What could be our response to the reality that our kind and loving Heavenly Father redeems the pain that was done to us and uses those painful experiences to equip us for ministry to others? Here are five possibilities:
- A Calm Assurance: Walk through any mall or sidewalk gathering and you will see someone with a t-shirt emblazoned with the words, “Keep Calm and (fill in the blank).” Followers of Christ can keep calm knowing that God is with us in the suffering and will ultimately use it for his purposes.
- A Collaborative Agreement: Misery loves company. That is not just a byline from a country music song, it is also a truism of human nature. Learn from others who have suffered pain who have also seen God use their pain for a noble purpose. Agree with believers down through the ages that suffering is not in vain for Christians.
- A Confident Assessment: Nothing has happened to us that God in His sovereignty did not allow. There is no question that God rules heaven and earth and watches over His children. If one of His children suffers unimaginable pain, then he or she can have confidence that God is aware and will be with them in the suffering.

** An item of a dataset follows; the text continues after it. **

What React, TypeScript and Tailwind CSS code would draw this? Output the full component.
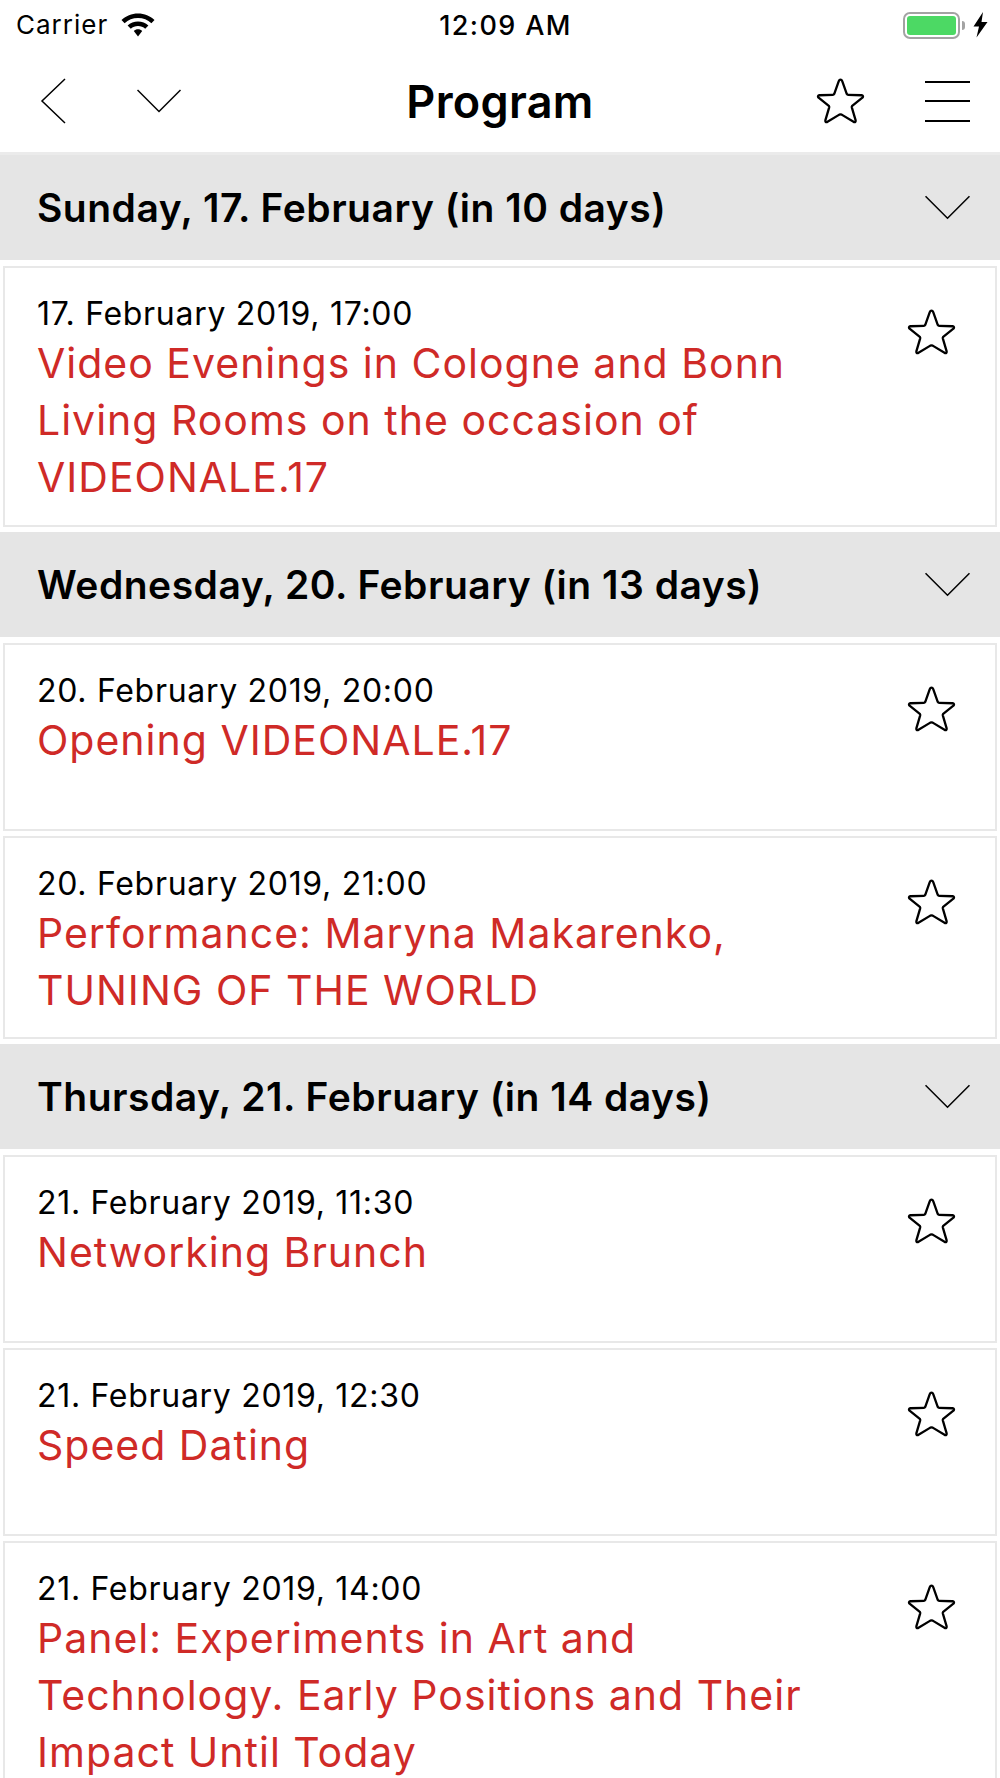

- A Contagious Adoration: Let us praise the Lord who saves us and shapes us even when the shaping includes our pain and suffering. This in no way implies the pain is not serious, and that those who inflicted criminal pain should not be brought to justice. Of course, they should be. However, when we can praise God on the other side of suffering then God gets glory and we find joy.
- A Clear-Headed Advancement: My worst response to pain has been deep-seated anger resulting in bitterness. On my best days I have been able to see pain and suffering as an unwelcome element of living in a fallen world. I eventually reached a place of acceptance and by the grace of God decided to move forward for the advancement of God’s larger mission.
If you are suffering right now, at this moment, it is hard to hear that God will use your pain for His glory and your good. However, know for certain that the day will come when you see that what the Devil—and possibly others—meant for evil, God intended for good. Good for others, good for His glory, and ultimately good for you.
May the Lord Himself meet you and comfort you in your pain.
One thought on “Shaped by suffering”
Really good word, Dr. Gray! As you are aware, a church close to both of us is going through a very difficult season. Yesterday, I spoke with half a dozen church members and shared with them what the Lord had reminded me of that morning, there’s purpose in the pain. Your article was a strong affirmation of that truth.